◆ What is expected
Quote the listing below in its entirety, omitting every image.
==========
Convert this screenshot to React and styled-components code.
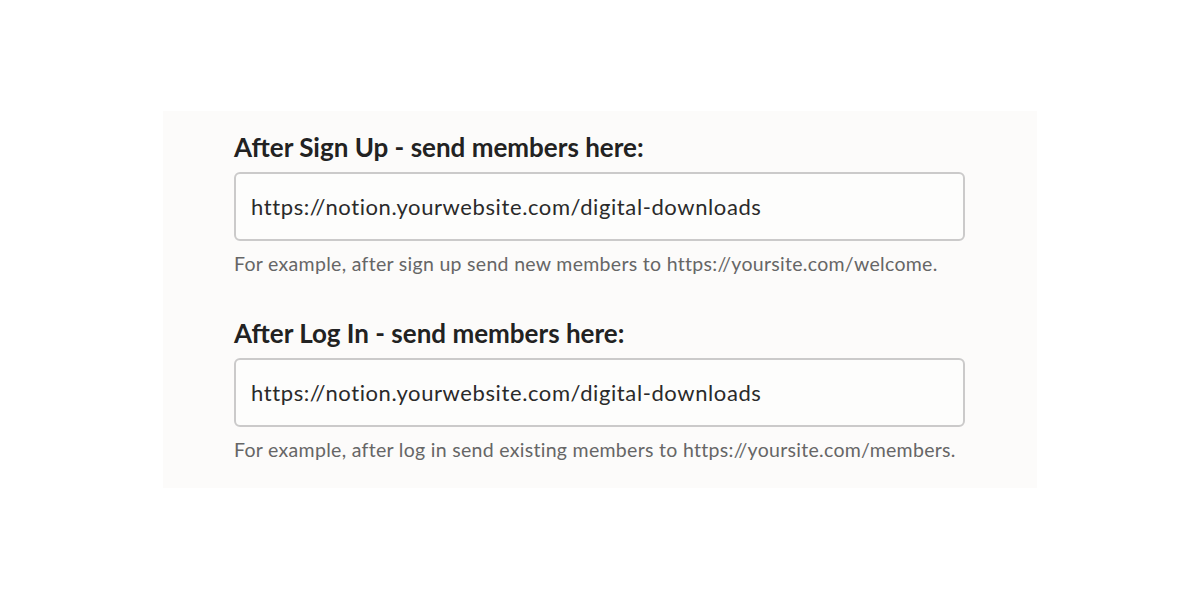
import React from 'react';
import styled, { createGlobalStyle } from 'styled-components';

const GlobalStyle = createGlobalStyle`
  body {
    margin: 0;
    background: #ffffff;
    font-family: Lato, "Noto Sans", sans-serif;
  }
`;

const Page = styled.main`
  padding-top: 111px;
  display: flex;
  justify-content: center;
`;

const Panel = styled.section`
  width: 874px;
  box-sizing: border-box;
  background: #fcfbfa;
  padding: 21px 72px 26px 71px;
  display: flex;
  flex-direction: column;
  gap: 42px;
`;

const Field = styled.div`
  display: flex;
  flex-direction: column;
`;

const Label = styled.label`
  font-size: 26px;
  font-weight: 700;
  line-height: 31px;
  color: #222222;
  margin-bottom: 9px;
`;

const UrlInput = styled.input`
  box-sizing: border-box;
  width: 731px;
  height: 69px;
  border: 2px solid #cbcaca;
  border-radius: 6px;
  background: #fdfdfc;
  padding: 0 15px;
  font-family: inherit;
  font-size: 22px;
  letter-spacing: 0.6px;
  color: #2a2a2a;
  outline: none;
`;

const Hint = styled.p`
  margin: 11px 0 0;
  font-size: 19.5px;
  letter-spacing: 0.3px;
  line-height: 24px;
  color: #666666;
`;

const fields = [
  {
    label: 'After Sign Up - send members here:',
    hint: 'For example, after sign up send new members to https://yoursite.com/welcome.',
  },
  {
    label: 'After Log In - send members here:',
    hint: 'For example, after log in send existing members to https://yoursite.com/members.',
  },
];

export default function App() {
  return (
    <>
      <GlobalStyle />
      <Page>
        <Panel>
          {fields.map((f) => (
            <Field key={f.label}>
              <Label>{f.label}</Label>
              <UrlInput readOnly value="https://notion.yourwebsite.com/digital-downloads" />
              <Hint>{f.hint}</Hint>
            </Field>
          ))}
        </Panel>
      </Page>
    </>
  );
}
==========
◆ Reply
Convert this screenshot to React and styled-components code.
import React from 'react';
import styled, { createGlobalStyle } from 'styled-components';

const GlobalStyle = createGlobalStyle`
  body {
    margin: 0;
    background: #ffffff;
    font-family: Lato, "Noto Sans", sans-serif;
  }
`;

const Page = styled.main`
  padding-top: 111px;
  display: flex;
  justify-content: center;
`;

const Panel = styled.section`
  width: 874px;
  box-sizing: border-box;
  background: #fcfbfa;
  padding: 21px 72px 26px 71px;
  display: flex;
  flex-direction: column;
  gap: 42px;
`;

const Field = styled.div`
  display: flex;
  flex-direction: column;
`;

const Label = styled.label`
  font-size: 26px;
  font-weight: 700;
  line-height: 31px;
  color: #222222;
  margin-bottom: 9px;
`;

const UrlInput = styled.input`
  box-sizing: border-box;
  width: 731px;
  height: 69px;
  border: 2px solid #cbcaca;
  border-radius: 6px;
  background: #fdfdfc;
  padding: 0 15px;
  font-family: inherit;
  font-size: 22px;
  letter-spacing: 0.6px;
  color: #2a2a2a;
  outline: none;
`;

const Hint = styled.p`
  margin: 11px 0 0;
  font-size: 19.5px;
  letter-spacing: 0.3px;
  line-height: 24px;
  color: #666666;
`;

const fields = [
  {
    label: 'After Sign Up - send members here:',
    hint: 'For example, after sign up send new members to https://yoursite.com/welcome.',
  },
  {
    label: 'After Log In - send members here:',
    hint: 'For example, after log in send existing members to https://yoursite.com/members.',
  },
];

export default function App() {
  return (
    <>
      <GlobalStyle />
      <Page>
        <Panel>
          {fields.map((f) => (
            <Field key={f.label}>
              <Label>{f.label}</Label>
              <UrlInput readOnly value="https://notion.yourwebsite.com/digital-downloads" />
              <Hint>{f.hint}</Hint>
            </Field>
          ))}
        </Panel>
      </Page>
    </>
  );
}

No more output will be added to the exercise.